Manado (ANTARA) - Sejalan dengan Rencana Strategis (Renstra) Badan Pengembangan dan Pembinaan Bahasa (Badan Bahasa) tahun 2020—2024 dan seturut pula dengan Renstra Balai Bahasa Provinsi Sulawesi Utara sebagai Unit Pelaksana Teknis Badan Bahasa di daerah, terdapat program prioritas dan kegiatan prioritas. Salah satunya, yakni pelindungan, pengembangan dan pembinaan bahasa dan sastra. Pelaksanaan tugas teknis pengembangan, pembinaan, dan pelindungan bahasa dan sastra di daerah diukur dari sasaran kegiatan berupa terlindunginya bahasa dan sastra daerah yang kritis dan terancam punah. 

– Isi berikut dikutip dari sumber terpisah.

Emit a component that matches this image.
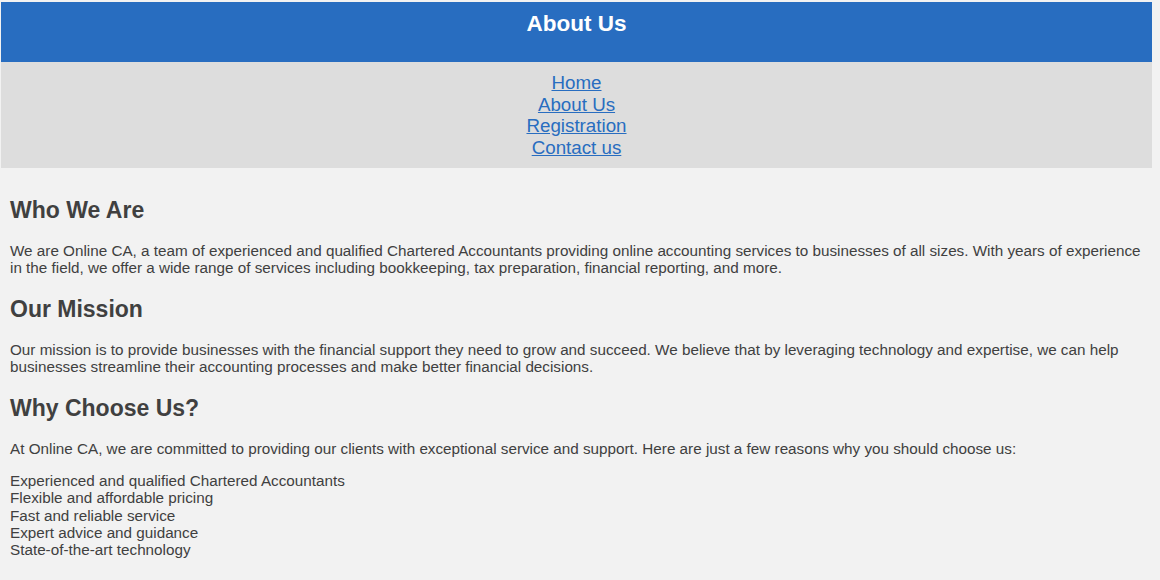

Dalam upaya untuk menghidupkan dan melestarikan bahasa daerah, terlebih bahasa daerah yang masuk dalam kategori terancam punah maka diperlukan langkah nyata dalam berbagai bentuk. Salah satu wujud yang paling nyata dalam menghidupkan dan melindungi bahasa daerah, yaitu dengan mendokumentasikan bahasa daerah tersebut. Salah satu upaya pendokumentasian bahasa daerah yang dianggap efektif, yaitu dengan penyusunan kamus bahasa daerah. Melalui penyusunan kamus bahasa daerah, daya hidup suatu bahasa akan terbantu. Masyarakat penutur bahasa daerah akan terbantu dalam mempelajari bahasa mereka melalui kamus.
 
Indikator kinerja kegiatan bahasa dan sastra daerah yang kritis dan terancam punah terlindungi dalam Renstra Badan Pengembangan dan Pembinaan Bahasa memiliki tolok ukur. Indikator ini diukur dengan meningkatnya jumlah penutur muda yang terlibat dalam pelindungan bahasa daerah kritis dan terancam punah. Tentu peningkatan jumlah penutur muda ini perlu dilengkapi dengan ketersediaan daya dukung antara lain produk kebahasaan. Salah satu produk kebahasaan yang dapat diacu untuk mendukung kefasihan penutur muda dalam bertutur bahasa daerah, yaitu kamus bahasa daerah. 
Upaya lain dalam pelestarian bahasa daerah yang dianggap efektif adalah dengan menjadikan bahasa daerah menjadi muatan lokal di sekolah agar bahasa daerah tersebut dipelajari dan dituturkan oleh generasi muda khususnya para siswa. Melalui muatan lokal di sekolah, bahasa daerah diharapkan dapat tetap lestari di kalangan penuturnya. 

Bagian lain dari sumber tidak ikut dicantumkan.